The use of ceremonial itself can be made to seem systematic; Saint-Simon is inclined to treat it in this fashion, portraying Louis XIV as the great manipulator who stood outside the system and used it to enhance his own power. This became a key concept for Elias, and it appears to find support in various comments made by the King himself. I am inclined to believe that much of this is ex post facto rationalisation, and that most of the key decisions were taken ad hoc. All sensible monarchs saw the need to hold the balance between different factions and to arbitrate competing claims shrewdly; Louis was unusual merely in the unrelenting zeal with which he performed the role, and in the restraints he usually imposed on himself. His use of ministers from humbler origins was as unoriginal as virtually every other aspect of his government, having been the practice of French kings at least back to Philip Augustus. His promotion of the ministerial dynasties, far from excluding the grandees from power, opened the way for them to exercise greater influence than they had for many years, not least through the mésalliances Saint-Simon hates so much. On this issue the Duke’s own obsessions blind him to trends for which his writing provides extensive evidence.

It is ultimately much easier to construct a pattern for Saint-Simon himself than it is for the Court or government of France, even if he repeatedly deviates from his own rules. Like virtually all his contemporaries, he sees order and hierarchy as effectively synonymous, requiring the constant patrolling of boundaries in a society with many gradations. He distrusts and fears sexual instincts as a source of pollution and disorder, whether in the form of degrading marriages, bastard children or homosexuality. As Ladurie shrewdly notes, he is drawn into a logical yet slightly crazy synthesis between the principles of hierarchical purity and those of Christian morality. In his eyes, one disorder is always liable to lead to another, as with Cardinal de Bouillon, a sodomite who finally turned traitor, had strong links with the Jesuits, and got the great érudit Baluze in hot water for validating some of his genealogical claims. It was all the pleasanter to heap opprobrium on such a multiple reprobate when he came from one of those families of princes étrangers whose high position in the pecking order is such a constant irritation to the Duke – he never misses a chance to recall the ambitions and duplicities of the house of Lorraine, while even the great Turenne (a La Tour d’Auvergne like the Cardinal de Bouillon) is systematically denigrated. Behind all this there lies the ultimate betrayal of proper values by Louis XIV himself, guilty of double adultery, then of a morganatic marriage, whose anxiety to push his bastard children into the royal family proper was responsible for so many of France’s woes. Was it not the King’s attempt to palm off one illegitimate daughter on William of Orange that had created the animosity from which a whole sequence of disasters followed?

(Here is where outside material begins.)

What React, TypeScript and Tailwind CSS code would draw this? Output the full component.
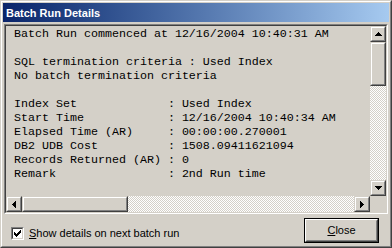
const lines = [
  "Batch Run commenced at 12/16/2004 10:40:31 AM",
  "",
  "SQL termination criteria : Used Index",
  "No batch termination criteria",
  "",
  "Index Set".padEnd(22) + ": Used Index",
  "Start Time".padEnd(22) + ": 12/16/2004 10:40:34 AM",
  "Elapsed Time (AR)".padEnd(22) + ": 00:00:00.270001",
  "DB2 UDB Cost".padEnd(22) + ": 1508.09411621094",
  "Records Returned (AR)".padEnd(22) + ": 0",
  "Remark".padEnd(22) + ": 2nd Run time",
];

const Raised = ({ className = "", children }: { className?: string; children?: React.ReactNode }) => (
  <div className={"border border-t-[#d4d0c8] border-l-[#d4d0c8] border-b-[#404040] border-r-[#404040] bg-[#d4d0c8] " + className}>
    <div className="w-full h-full border border-t-white border-l-white border-b-[#808080] border-r-[#808080] flex items-center justify-center">
      {children}
    </div>
  </div>
);

const Arrow = ({ dir }: { dir: "up" | "down" | "left" | "right" }) => {
  const pts = {
    up: "3.5,0 7,4 0,4",
    down: "0,0 7,0 3.5,4",
    left: "4,0 4,7 0,3.5",
    right: "0,0 4,3.5 0,7",
  }[dir];
  const vertical = dir === "up" || dir === "down";
  return (
    <svg width={vertical ? 7 : 4} height={vertical ? 4 : 7} viewBox={vertical ? "0 0 7 4" : "0 0 4 7"} shapeRendering="crispEdges">
      <polygon points={pts} fill="#000" />
    </svg>
  );
};

const track = "bg-[image:repeating-conic-gradient(#ffffff_0%_25%,#d4d0c8_0%_50%)] bg-[length:2px_2px]";

const App = () => {
  return (
    <div className="w-[392px] h-[248px] border border-t-[#d4d0c8] border-l-[#d4d0c8] border-b-[#404040] border-r-[#404040] bg-[#d4d0c8]">
      <div className="w-full h-full border border-t-white border-l-white border-b-[#808080] border-r-[#808080] p-[1px] flex flex-col">
        <div className="h-[19px] shrink-0 bg-linear-to-r from-[#0a246a] to-[#a6caf0] flex items-center pl-[3px] pt-[1px] text-white font-bold text-[11px] font-['Liberation_Sans',Arial,sans-serif]">
          Batch Run Details
        </div>

        <div className="mt-[2px] mx-[1px] h-[190px] shrink-0 border border-t-[#808080] border-l-[#808080] border-b-white border-r-white">
          <div className="w-full h-full border border-t-[#404040] border-l-[#404040] border-b-[#d4d0c8] border-r-[#d4d0c8] grid grid-cols-[1fr_16px] grid-rows-[1fr_16px]">
            <div className="overflow-hidden pl-[8px] pt-[1px] whitespace-pre text-black leading-[14px] text-[11.67px] font-['Liberation_Mono','Courier_New',monospace]">
              {lines.map((l, i) => (
                <div key={i} className="h-[14px]">{l}</div>
              ))}
            </div>
            <div className="flex flex-col">
              <Raised className="w-[16px] h-[16px]"><Arrow dir="up" /></Raised>
              <Raised className="w-[16px] h-[44px]" />
              <div className={"flex-1 " + track} />
              <Raised className="w-[16px] h-[16px]"><Arrow dir="down" /></Raised>
            </div>
            <div className="flex">
              <Raised className="w-[16px] h-[16px]"><Arrow dir="left" /></Raised>
              <Raised className="w-[106px] h-[16px]" />
              <div className={"flex-1 " + track} />
              <Raised className="w-[16px] h-[16px]"><Arrow dir="right" /></Raised>
            </div>
            <div className="bg-[#d4d0c8]" />
          </div>
        </div>

        <div className="flex-1 flex justify-between items-start font-['Liberation_Sans',Arial,sans-serif] text-[11px] text-black">
          <label className="mt-[11px] ml-[8px] flex items-center gap-[5px]">
            <span className="w-[13px] h-[13px] border border-t-[#808080] border-l-[#808080] border-b-white border-r-white">
              <span className="w-full h-full border border-t-[#404040] border-l-[#404040] border-b-[#d4d0c8] border-r-[#d4d0c8] bg-white flex items-center justify-center">
                <svg width="7" height="7" viewBox="0 0 7 7" shapeRendering="crispEdges">
                  <path d="M0 2h1v1h1v1h1V3h1V2h1V1h1V0h1v3H6v1H5v1H4v1H3v1H2V6H1V5H0z" fill="#000" />
                </svg>
              </span>
            </span>
            <span><span className="underline">S</span>how details on next batch run</span>
          </label>
          <div className="mt-[4px] mr-[10px] w-[75px] h-[25px] border border-black">
            <div className="w-full h-full border border-t-white border-l-white border-b-[#404040] border-r-[#404040]">
              <div className="w-full h-full border border-t-[#d4d0c8] border-l-[#d4d0c8] border-b-[#808080] border-r-[#808080] flex items-center justify-center">
                <span><span className="underline">C</span>lose</span>
              </div>
            </div>
          </div>
        </div>
      </div>
    </div>
  );
};

export default App;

Here, as so often, Saint-Simon rewrites history in his own idiom, either imputing to others the motives which might have dominated his own behaviour or demonising his enemies. He is probably right to see the War of the League of Augsburg (1688-97) as a disastrous error, yet his account of Louvois as a Machiavellian schemer seeking to ensure a prolonged general war topples over into absurdity. His account of the religious divisions which plagued the French Church throughout his lifetime is often equally biased. The Duke himself belonged, appropriately enough, to the puritanical Augustinian tendency within Catholicism; he associated moderate Jansenism with honesty and virtue, and thought it was often used to smear godly individuals with the false suspicion of heresy. It is no surprise to find him so ready to indulge in conspiracy theories about the Jesuits, anticipating a powerful trend which would contribute to the temporary destruction of the Company in the 1760s. Bishops who share his opinions are treated leniently, like the Archbishop of Reims, praised for the good management of his diocese while his affairs with women are passed over. Augustinian sympathies do not extend, however, to those hardline Jansenists whom Saint-Simon regards as fanatics, and whose obdurate refusal to compromise he deplores.

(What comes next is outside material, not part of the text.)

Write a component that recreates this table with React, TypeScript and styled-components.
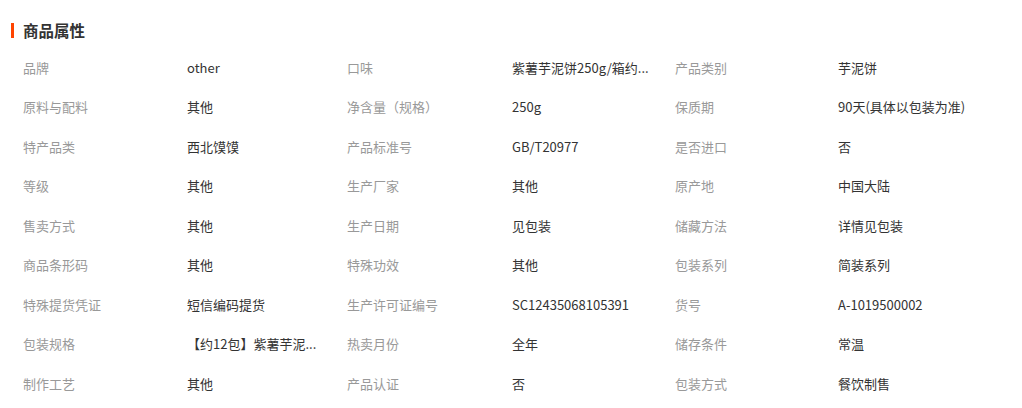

Such opinions set him far apart from another would-be reformer and leading aristocrat, Archbishop Fénelon of Cambrai. Ladurie comments on the Duke’s ambivalence towards Fénelon, wondering if he may have been unfair to this partial ally. Since fairness is just about the last quality one would attribute to Saint-Simon, this seems likely enough, yet the implicitly favourable judgment on the Archbishop leaves me wondering. Am I alone in seeing Fénelon as a man embittered (not unreasonably) by his disgrace of the 1690s, whose subsequent protestations of respectful obedience were a sham, and whose desire for revenge made him a prime mover behind the disastrous Papal Bull Unigenitus of 1713? Both he and Saint-Simon also advocated a system of regional assemblies as a means of breaking ministerial tyranny; although this aristocratic constitutionalism had its positive side, it was associated with many more reactionary elements, which cast grave doubt on both its practicality and its potential consequences.

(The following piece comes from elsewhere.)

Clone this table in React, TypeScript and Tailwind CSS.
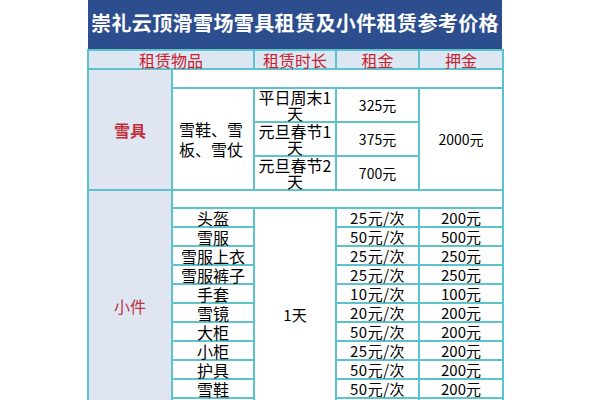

The arrival of his childhood friend Philippe d’Orléans as Regent in 1715 opened up huge possibilities for Saint-Simon, who saw some of his ideas put into effect, as a system of aristocratic councils nominally replaced the hated ministers. He proved a shrinking violet where real political power was concerned, however, refusing to accept any serious position; even in retrospect he was still offering futile excuses for his pusillanimity, and it seems that his ideal was to be everyone’s trusted adviser without taking any responsibility. Some of his advice was quite bold, as when he advocated a state bankruptcy and the calling of the Estates-General. Here Ladurie plausibly suggests that he betrays his visceral hostility to the Parlement of Paris, then involved in a bitter precedence dispute with the peers; the Regent sensibly preferred to strike a deal with the Parlement, while calling in the Scottish expert John Law to operate a less painful rearrangement of the huge debts left by the war. In foreign policy Saint-Simon remained a traditionalist, unable to understand why Orléans sought alliances with the maritime and Northern powers. He would always insist on the folly of appeasing the English by destroying the fortifications of Mardyck, when in truth these were unimportant, and the English alliance, far from proving fatal to French overseas trade, had actually facilitated a boom. As Ladurie remarks, it is more understandable that he should have been obstinate on this issue than that generations of subsequent historians should have repeated his absurd claims. Much the same could be said of Saint-Simon’s unfair treatment of the skilful chief minister Cardinal Dubois, whom he had once been ready enough to flatter, only to blacken his reputation permanently with a wickedly suggestive image of slipperiness and venality.

In his decades at Court, Saint-Simon showed as little aptitude or enthusiasm for the exercise of power as he had for the military career for which his rank would have qualified him. It was in his long retirement that he found his métier, to wield a more insidious power through his pen. We still don’t know how far he was writing merely to please himself, or whether he appreciated quite how devastatingly he had settled his score with his many real or imagined enemies. In this posthumous revenge he has been helped by the besetting tendency of historians to patronise their subjects, which has often led them to follow his waspish judgments quite uncritically. One great virtue of Le Roy Ladurie’s recent work has been a much more detached attitude to the rulers and statesmen of the Ancien Régime, who are seen as fallible human beings doing their best in difficult circumstances, rather than as monsters of greed and egotism. This clever and attractive work treats Saint-Simon with indulgence, yet is never prepared to take him on trust. At the end we still don’t quite know whether the Court had a system or not, but we are left with little excuse for allowing the wool to be pulled over our eyes about its denizens, even by so expert a practitioner of the deceptive arts as le petit duc.